# Your task
Of all the lines here, how many include the string "styles"? Answer with the number only.

# Supplied material
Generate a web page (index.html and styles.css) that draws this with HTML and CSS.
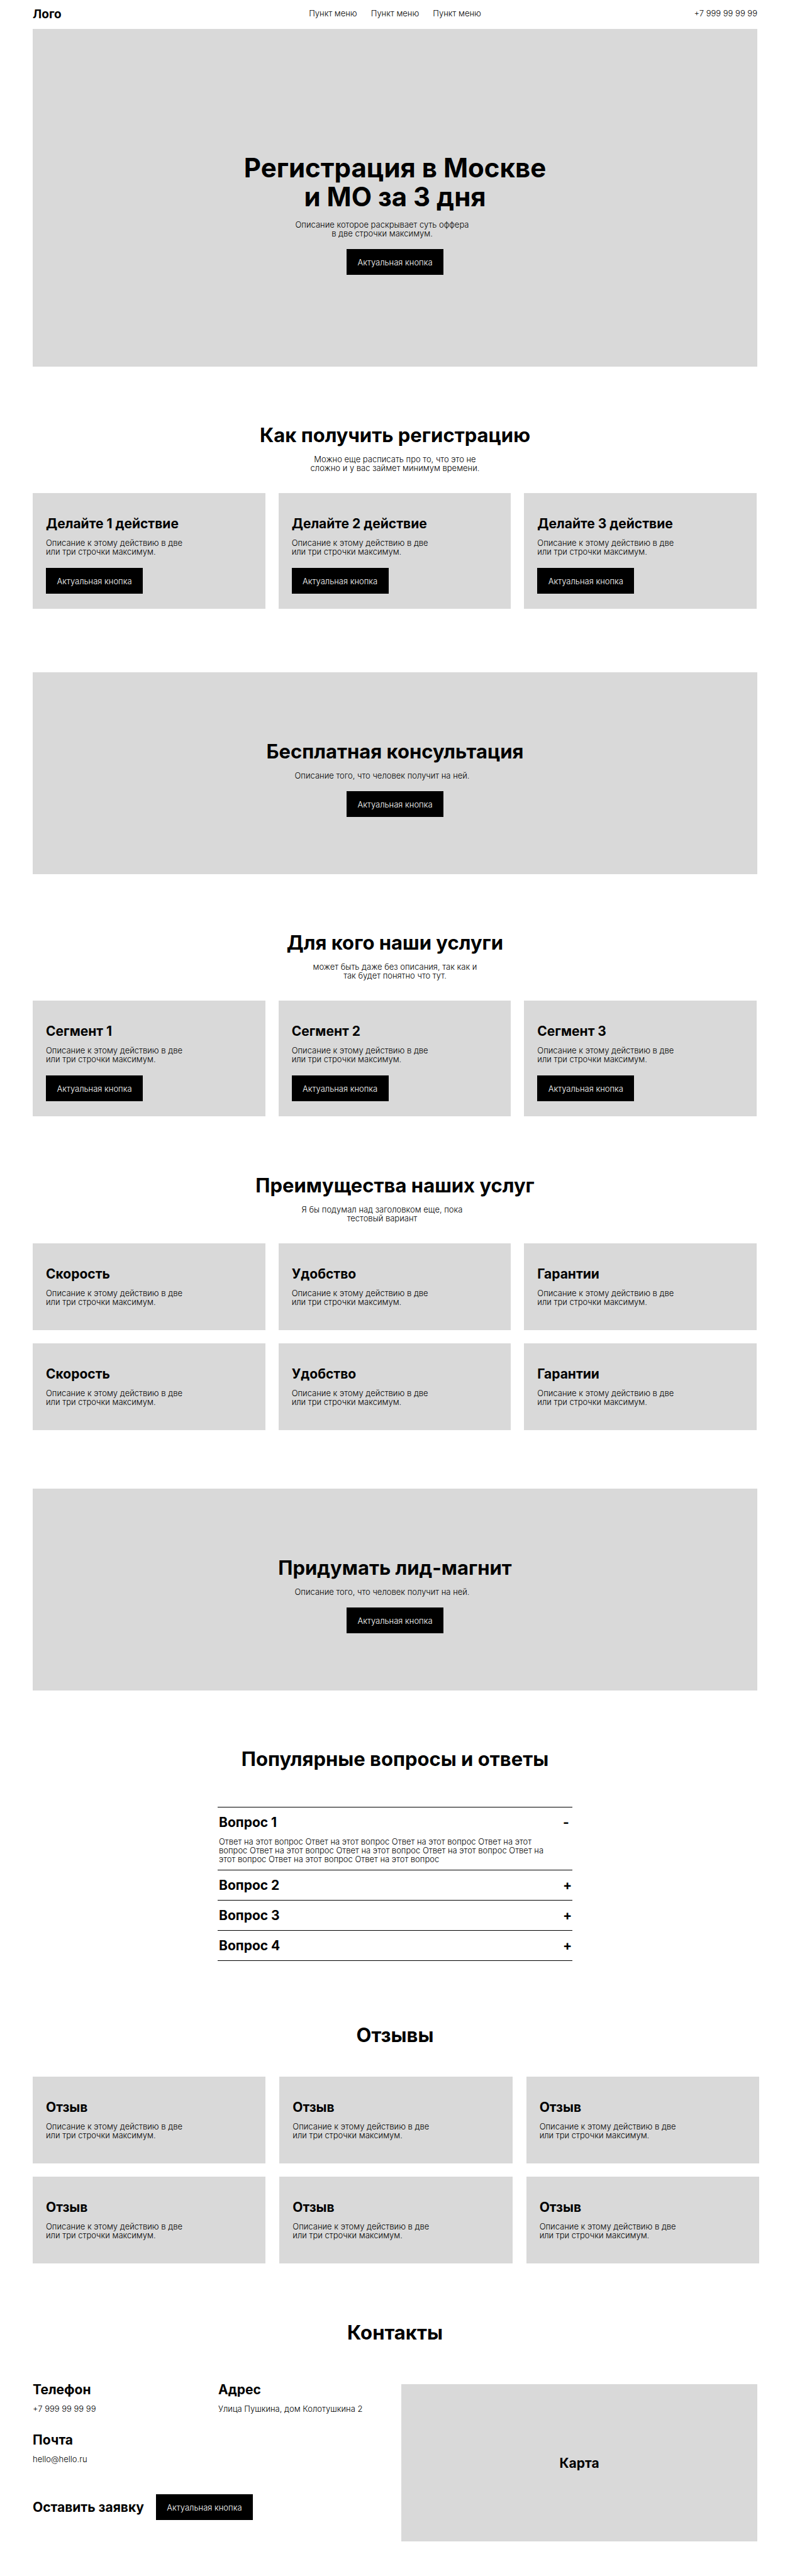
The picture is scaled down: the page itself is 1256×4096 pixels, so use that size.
FILE: index.html
```html
<!DOCTYPE html>
<html lang="ru">
<head>
<meta charset="utf-8">
<meta name="viewport" content="width=device-width, initial-scale=1">
<title>Регистрация в Москве и МО</title>
<link rel="stylesheet" href="styles.css">
</head>
<body>
<header class="header">
  <a class="logo" href="#">Лого</a>
  <nav class="nav">
    <a href="#steps">Пункт меню</a>
    <a href="#segments">Пункт меню</a>
    <a href="#benefits">Пункт меню</a>
  </nav>
  <a class="header-phone" href="tel:+7999999999">+7 999 99 99 99</a>
</header>
<main>
  <section class="banner hero">
    <h1>Регистрация в Москве<br>и МО за 3 дня</h1>
    <p class="lead lead-shifted">Описание которое раскрывает суть оффера<br>в две строчки максимум.</p>
    <button class="button" type="button">Актуальная кнопка</button>
  </section>

  <section class="section" id="steps">
    <h2>Как получить регистрацию</h2>
    <p class="lead">Можно еще расписать про то, что это не<br>сложно и у вас займет минимум времени.</p>
    <div class="cards">
      <article class="card">
        <h3>Делайте 1 действие</h3>
        <p>Описание к этому действию в две<br>или три строчки максимум.</p>
        <button class="button" type="button">Актуальная кнопка</button>
      </article>
      <article class="card">
        <h3>Делайте 2 действие</h3>
        <p>Описание к этому действию в две<br>или три строчки максимум.</p>
        <button class="button" type="button">Актуальная кнопка</button>
      </article>
      <article class="card">
        <h3>Делайте 3 действие</h3>
        <p>Описание к этому действию в две<br>или три строчки максимум.</p>
        <button class="button" type="button">Актуальная кнопка</button>
      </article>
    </div>
  </section>

  <section class="banner consult">
    <h2>Бесплатная консультация</h2>
    <p class="lead lead-shifted">Описание того, что человек получит на ней.</p>
    <button class="button" type="button">Актуальная кнопка</button>
  </section>

  <section class="section" id="segments">
    <h2>Для кого наши услуги</h2>
    <p class="lead">может быть даже без описания, так как и<br>так будет понятно что тут.</p>
    <div class="cards">
      <article class="card">
        <h3>Сегмент 1</h3>
        <p>Описание к этому действию в две<br>или три строчки максимум.</p>
        <button class="button" type="button">Актуальная кнопка</button>
      </article>
      <article class="card">
        <h3>Сегмент 2</h3>
        <p>Описание к этому действию в две<br>или три строчки максимум.</p>
        <button class="button" type="button">Актуальная кнопка</button>
      </article>
      <article class="card">
        <h3>Сегмент 3</h3>
        <p>Описание к этому действию в две<br>или три строчки максимум.</p>
        <button class="button" type="button">Актуальная кнопка</button>
      </article>
    </div>
  </section>

  <section class="section" id="benefits">
    <h2>Преимущества наших услуг</h2>
    <p class="lead lead-shifted">Я бы подумал над заголовком еще, пока<br>тестовый вариант</p>
    <div class="cards cards-plain">
      <article class="card">
        <h3>Скорость</h3>
        <p>Описание к этому действию в две<br>или три строчки максимум.</p>
      </article>
      <article class="card">
        <h3>Удобство</h3>
        <p>Описание к этому действию в две<br>или три строчки максимум.</p>
      </article>
      <article class="card">
        <h3>Гарантии</h3>
        <p>Описание к этому действию в две<br>или три строчки максимум.</p>
      </article>
      <article class="card">
        <h3>Скорость</h3>
        <p>Описание к этому действию в две<br>или три строчки максимум.</p>
      </article>
      <article class="card">
        <h3>Удобство</h3>
        <p>Описание к этому действию в две<br>или три строчки максимум.</p>
      </article>
      <article class="card">
        <h3>Гарантии</h3>
        <p>Описание к этому действию в две<br>или три строчки максимум.</p>
      </article>
    </div>
  </section>

  <section class="banner magnet">
    <h2>Придумать лид-магнит</h2>
    <p class="lead lead-shifted">Описание того, что человек получит на ней.</p>
    <button class="button" type="button">Актуальная кнопка</button>
  </section>

  <section class="section">
    <h2>Популярные вопросы и ответы</h2>
    <div class="faq">
      <details open>
        <summary>Вопрос 1</summary>
        <p>Ответ на этот вопрос Ответ на этот вопрос Ответ на этот вопрос Ответ на этот вопрос Ответ на этот вопрос Ответ на этот вопрос Ответ на этот вопрос Ответ на этот вопрос Ответ на этот вопрос Ответ на этот вопрос</p>
      </details>
      <details>
        <summary>Вопрос 2</summary>
        <p>Ответ на этот вопрос</p>
      </details>
      <details>
        <summary>Вопрос 3</summary>
        <p>Ответ на этот вопрос</p>
      </details>
      <details>
        <summary>Вопрос 4</summary>
        <p>Ответ на этот вопрос</p>
      </details>
    </div>
  </section>

  <section class="section reviews">
    <h2>Отзывы</h2>
    <div class="cards cards-plain cards-reviews">
      <article class="card">
        <h3>Отзыв</h3>
        <p>Описание к этому действию в две<br>или три строчки максимум.</p>
      </article>
      <article class="card">
        <h3>Отзыв</h3>
        <p>Описание к этому действию в две<br>или три строчки максимум.</p>
      </article>
      <article class="card">
        <h3>Отзыв</h3>
        <p>Описание к этому действию в две<br>или три строчки максимум.</p>
      </article>
      <article class="card">
        <h3>Отзыв</h3>
        <p>Описание к этому действию в две<br>или три строчки максимум.</p>
      </article>
      <article class="card">
        <h3>Отзыв</h3>
        <p>Описание к этому действию в две<br>или три строчки максимум.</p>
      </article>
      <article class="card">
        <h3>Отзыв</h3>
        <p>Описание к этому действию в две<br>или три строчки максимум.</p>
      </article>
    </div>
  </section>

  <section class="section contacts-section">
    <h2>Контакты</h2>
    <div class="contacts">
      <div>
        <div class="contact-list">
          <div class="contact">
            <h3>Телефон</h3>
            <a href="tel:+7999999999">+7 999 99 99 99</a>
          </div>
          <div class="contact">
            <h3>Адрес</h3>
            <p>Улица Пушкина, дом Колотушкина 2</p>
          </div>
          <div class="contact">
            <h3>Почта</h3>
            <a href="mailto:hello@hello.ru">hello@hello.ru</a>
          </div>
        </div>
        <div class="request">
          <h3>Оставить заявку</h3>
          <button class="button" type="button">Актуальная кнопка</button>
        </div>
      </div>
      <div class="map"><h3>Карта</h3></div>
    </div>
  </section>
</main>
</body>
</html>
```
FILE: styles.css
```css
* {
  box-sizing: border-box;
}

body {
  margin: 0;
  padding: 0 52px 54px;
  background: #fff;
  color: #000;
  font: 300 13px/14px Inter, "Liberation Sans", sans-serif;
}

h1, h2, h3, p {
  margin: 0;
}

h1, h2, h3 {
  font-weight: 700;
}

h1 {
  font-size: 42px;
  line-height: 46px;
}

h2 {
  font-size: 31px;
  line-height: 34px;
}

h3 {
  font-size: 21px;
  line-height: 23px;
}

a {
  color: inherit;
  text-decoration: none;
}

.header {
  display: grid;
  grid-template-columns: 1fr auto 1fr;
  height: 46px;
  padding-top: 14px;
}

.logo {
  font-size: 19px;
  line-height: 17px;
  font-weight: 700;
}

.nav {
  display: flex;
  gap: 22px;
}

.header-phone {
  justify-self: end;
}

.button {
  width: 154px;
  height: 41px;
  padding: 0;
  border: 0;
  background: #000;
  color: #fff;
  font: inherit;
  cursor: pointer;
}

.banner {
  display: flex;
  flex-direction: column;
  align-items: center;
  padding: 109px 0 91px;
  background: #d9d9d9;
  text-align: center;
}

.banner .button {
  margin-top: 18px;
}

.hero {
  padding: 198px 0 146px;
}

.consult {
  margin-top: 101px;
}

.magnet {
  margin-top: 93px;
}

.lead {
  margin-top: 14px;
  text-align: center;
}

.lead-shifted {
  padding-right: 41px;
}

.section {
  padding-top: 92px;
}

.section > h2 {
  text-align: center;
}

.reviews {
  padding-top: 101px;
}

#benefits,
.contacts-section {
  padding-top: 93px;
}

.cards {
  display: grid;
  grid-template-columns: repeat(3, 1fr);
  gap: 21px;
  margin: 33px 1px 0 0;
}

/* The review row runs slightly past the right edge of the page column. */
.cards-reviews {
  column-gap: 22px;
  margin: 49px -3px 0 0;
}

.card {
  padding: 37px 21px 24px;
  background: #d9d9d9;
}

.cards-plain .card {
  padding-bottom: 38px;
}

.card p {
  margin-top: 12px;
}

.card .button {
  display: block;
  margin-top: 19px;
}

.faq {
  max-width: 564px;
  margin: 59px auto 0;
  border-top: 1px solid #000;
}

.faq details {
  border-bottom: 1px solid #000;
}

.faq summary {
  display: flex;
  justify-content: space-between;
  padding: 12px 0 12px 2px;
  font-size: 21px;
  line-height: 23px;
  font-weight: 700;
  list-style: none;
  cursor: pointer;
}

.faq summary::after {
  content: "+";
  width: 15px;
}

.faq details[open] summary::after {
  content: "-";
}

.faq p {
  max-width: 520px;
  padding: 0 0 10px 2px;
}

.contacts {
  display: grid;
  grid-template-columns: 586fr 566fr;
  align-items: start;
  margin-top: 62px;
}

.contact-list {
  display: grid;
  grid-template-columns: 295fr 291fr;
  row-gap: 31px;
}

.contact h3 {
  margin-bottom: 12px;
}

.contact a {
  display: block;
}

.request {
  display: flex;
  align-items: center;
  gap: 19px;
  margin-top: 49px;
}

.map {
  display: flex;
  align-items: center;
  justify-content: center;
  min-height: 250px;
  margin-top: 3px;
  background: #d9d9d9;
}
```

# Exercise output
3